Coupleing block---pitch them, just be ready for a ski stand under hard throtle. I didn't loose any travel....it seemed to make it ride a little firmer. I spent several hour's trying to figure out how every thing worked together with the skid on the floor. Once the rear arm reachs the couplers it then uses the whole rail as the next pivot point, putting a lot of down force on the front of the sled, keeping the skis on the ground but also makeing it hard to ride "ontop" of thing's...like loose powder and water, not that I would know :D

The front skid shock is a personal prefence. PER Acrtic cat(and I have tryed it) the stiffer the front shock spring the more weight transfer you will get on Accelartion and Deccelatrion. Now be care full you can nose plant the front of the sled when brakeing and loose tack contact(well close) if it's TO stiff. The spring setting will also make the sled feel long or short(must be due to weight trasnfer). Can feel like dirveing a crew cab truck or Geo Metro.
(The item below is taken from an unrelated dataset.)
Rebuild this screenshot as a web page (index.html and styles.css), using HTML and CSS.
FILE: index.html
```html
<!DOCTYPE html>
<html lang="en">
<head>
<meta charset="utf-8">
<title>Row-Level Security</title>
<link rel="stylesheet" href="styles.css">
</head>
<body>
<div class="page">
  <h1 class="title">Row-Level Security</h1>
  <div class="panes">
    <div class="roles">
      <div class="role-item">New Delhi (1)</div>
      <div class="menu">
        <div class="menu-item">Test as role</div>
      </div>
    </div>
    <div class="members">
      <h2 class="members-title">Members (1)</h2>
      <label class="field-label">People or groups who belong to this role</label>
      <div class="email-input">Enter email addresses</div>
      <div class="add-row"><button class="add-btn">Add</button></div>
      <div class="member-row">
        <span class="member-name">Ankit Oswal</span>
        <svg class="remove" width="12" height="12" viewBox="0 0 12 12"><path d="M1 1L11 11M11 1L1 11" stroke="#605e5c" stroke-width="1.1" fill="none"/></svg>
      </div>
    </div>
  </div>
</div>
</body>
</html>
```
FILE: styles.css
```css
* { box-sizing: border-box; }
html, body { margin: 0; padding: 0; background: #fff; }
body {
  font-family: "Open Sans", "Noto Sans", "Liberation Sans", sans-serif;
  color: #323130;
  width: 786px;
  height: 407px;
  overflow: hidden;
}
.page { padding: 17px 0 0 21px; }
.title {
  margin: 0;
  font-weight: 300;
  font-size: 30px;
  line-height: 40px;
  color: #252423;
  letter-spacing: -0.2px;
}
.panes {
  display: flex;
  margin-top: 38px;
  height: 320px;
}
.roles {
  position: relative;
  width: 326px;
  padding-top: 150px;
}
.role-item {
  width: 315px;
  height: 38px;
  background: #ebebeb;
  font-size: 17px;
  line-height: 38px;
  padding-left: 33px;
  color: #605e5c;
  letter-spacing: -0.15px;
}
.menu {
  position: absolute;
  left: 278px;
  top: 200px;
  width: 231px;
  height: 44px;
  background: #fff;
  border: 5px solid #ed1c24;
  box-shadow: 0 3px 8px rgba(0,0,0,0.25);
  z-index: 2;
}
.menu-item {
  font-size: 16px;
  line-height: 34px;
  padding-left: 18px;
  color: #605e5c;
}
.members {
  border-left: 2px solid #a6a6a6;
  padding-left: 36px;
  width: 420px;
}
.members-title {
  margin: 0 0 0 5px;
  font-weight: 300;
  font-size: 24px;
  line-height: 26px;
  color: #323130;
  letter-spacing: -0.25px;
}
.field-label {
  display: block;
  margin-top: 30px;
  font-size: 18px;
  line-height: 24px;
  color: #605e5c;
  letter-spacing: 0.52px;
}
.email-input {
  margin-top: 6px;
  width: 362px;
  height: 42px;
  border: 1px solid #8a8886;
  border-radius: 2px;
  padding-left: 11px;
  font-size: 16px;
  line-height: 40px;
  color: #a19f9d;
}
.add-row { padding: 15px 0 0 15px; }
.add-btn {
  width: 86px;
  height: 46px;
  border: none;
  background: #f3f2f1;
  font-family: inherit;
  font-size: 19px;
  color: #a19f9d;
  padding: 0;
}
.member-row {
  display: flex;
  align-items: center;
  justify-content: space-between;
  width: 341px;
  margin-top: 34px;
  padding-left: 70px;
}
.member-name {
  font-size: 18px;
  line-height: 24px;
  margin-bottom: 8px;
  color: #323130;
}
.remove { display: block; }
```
The stiffer the shorter it will feel.

There is also a note that a stiffer front spring will cause a loss of some speed, 5-8 MPH and a stiff spring will make it hard to "Plane" in loose powder.....but grab like heck it slopy slush. Per my service manel there are no negitive affects on a loos front skid spring setting...execpt the retaining collor falling off.
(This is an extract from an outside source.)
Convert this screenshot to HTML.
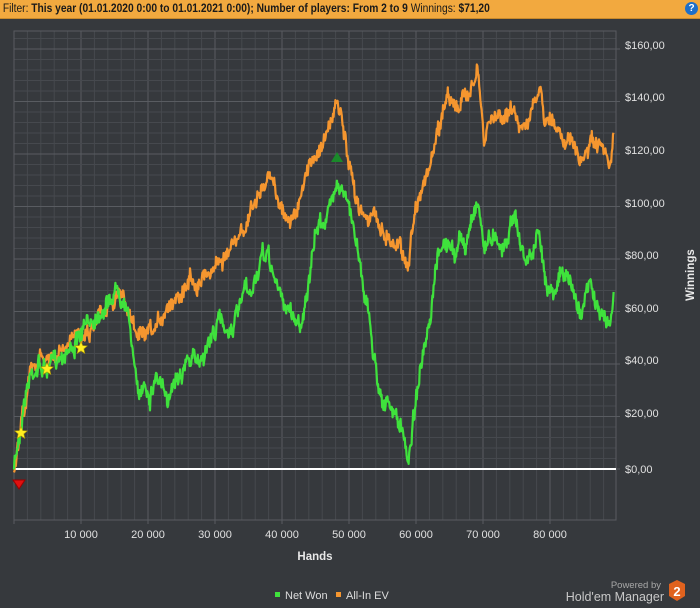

I'm assuming you mean getting beat up as a soft ride.....or "springy" ? I have been playing with the rear arm mounting points. Stock it second from the front(of sled). The solid bar sit's in the same number of holes back. Moveing both foward(tward front of sled) makes the springs seem softer and REDUCE(reduce amount of need force to compress shock) the effictive angel of the shock. Moveing the REAR arm back(with cross shaft) will make the rear spring seem stiffer. This also cahnges the angel of the shock, makes the shock MORE effictive and stiffer. It only took me 2 hour's and a home made Jig in my kitchen to figure that out.....just doing it in the sled was a lot less work than what I thought and would have saved a lot of time.
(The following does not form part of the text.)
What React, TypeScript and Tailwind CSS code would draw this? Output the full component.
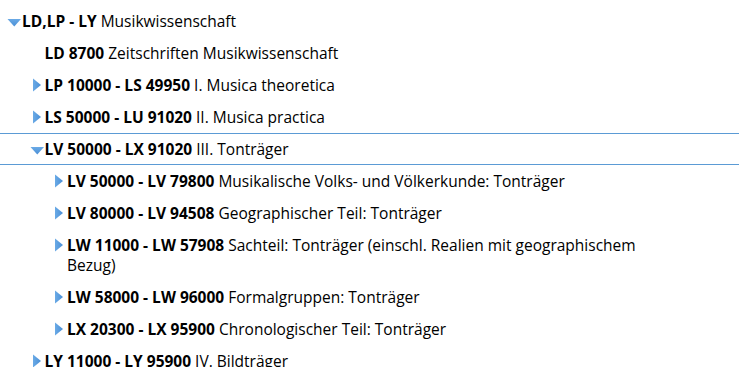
import React from "react";

type Node = {
  code: string;
  label: string;
  state: "open" | "closed" | "leaf";
  selected?: boolean;
  children?: Node[];
};

const tree: Node = {
  code: "LD,LP - LY",
  label: "Musikwissenschaft",
  state: "open",
  children: [
    { code: "LD 8700", label: "Zeitschriften Musikwissenschaft", state: "leaf" },
    { code: "LP 10000 - LS 49950", label: "I. Musica theoretica", state: "closed" },
    { code: "LS 50000 - LU 91020", label: "II. Musica practica", state: "closed" },
    {
      code: "LV 50000 - LX 91020",
      label: "III. Tonträger",
      state: "open",
      selected: true,
      children: [
        { code: "LV 50000 - LV 79800", label: "Musikalische Volks- und Völkerkunde: Tonträger", state: "closed" },
        { code: "LV 80000 - LV 94508", label: "Geographischer Teil: Tonträger", state: "closed" },
        {
          code: "LW 11000 - LW 57908",
          label: "Sachteil: Tonträger (einschl. Realien mit geographischem Bezug)",
          state: "closed",
        },
        { code: "LW 58000 - LW 96000", label: "Formalgruppen: Tonträger", state: "closed" },
        { code: "LX 20300 - LX 95900", label: "Chronologischer Teil: Tonträger", state: "closed" },
      ],
    },
    { code: "LY 11000 - LY 95900", label: "IV. Bildträger", state: "closed" },
  ],
};

function Toggle({ state }: { state: Node["state"] }) {
  if (state === "open") {
    return (
      <svg width="22" height="20" viewBox="0 0 22 20" className="shrink-0">
        <defs>
          <linearGradient id="gd" x1="0" y1="0" x2="0" y2="1">
            <stop offset="0" stopColor="#6aaae6" />
            <stop offset="1" stopColor="#4a8fd6" />
          </linearGradient>
        </defs>
        <polygon points="7.5,8 21,8 14.25,15.5" fill="url(#gd)" />
      </svg>
    );
  }
  if (state === "closed") {
    return (
      <svg width="22" height="20" viewBox="0 0 22 20" className="shrink-0">
        <defs>
          <linearGradient id="gr" x1="0" y1="0" x2="1" y2="0">
            <stop offset="0" stopColor="#6aaae6" />
            <stop offset="1" stopColor="#4a8fd6" />
          </linearGradient>
        </defs>
        <polygon points="10,3.5 18,10 10,16.5" fill="url(#gr)" />
      </svg>
    );
  }
  return <span className="w-[22px] shrink-0" />;
}

function Row({ node, level }: { node: Node; level: number }) {
  return (
    <li>
      <div
        className={
          node.selected
            ? "flex items-start border-y border-[#5b9bd5] py-[5px]"
            : "flex items-start py-[6px]"
        }
        style={{ paddingLeft: level * 22.5 }}
      >
        <Toggle state={node.state} />
        <div className="max-w-[600px] text-[15.5px] leading-[20px] text-black">
          <span className="font-bold">{node.code}</span> {node.label}
        </div>
      </div>
      {node.children && (
        <ul>
          {node.children.map((c) => (
            <Row key={c.code} node={c} level={level + 1} />
          ))}
        </ul>
      )}
    </li>
  );
}

export default function App() {
  return (
    <div
      className="h-[367px] w-[739px] overflow-hidden bg-white pt-[5px]"
      style={{ fontFamily: '"Open Sans", "Liberation Sans", sans-serif' }}
    >
      <ul>
        <Row node={tree} level={0} />
      </ul>
    </div>
  );
}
After haveing played with this in about every set of holes, I would say foward 1 hole is a 30% reduiction in ride firmnes. Moveing back get's progressively firmer, I would say 1st hole back from stock is 20% incress, and the 3rd is a 30% incress. Past this(4 holes from front of skid) there is no more use. NOTE every time the rear arm get's moved back you LOOSE Ride hight...but not travel....The travel part is per my Manule, ride hight is my tape mesure. The same apply to moveing foward...sled get's taller.

I have played with my front springs and the only thing I found othere than ride height is the way the sled likes to cornner. The stiffer to more it will come p on 1 ski....but less roll. I also found a soft front spring will ride up on the loose snow better and "plain" on water better. The stiffer the spring the easery it seems to pull the ski's....BUT it also want's to "spring" the front end up over every little hill and bump....be warned about those unexected "sharp" bump's with a lot of front spring pressure.....your going to see what the ski look's like.


Hope that help's....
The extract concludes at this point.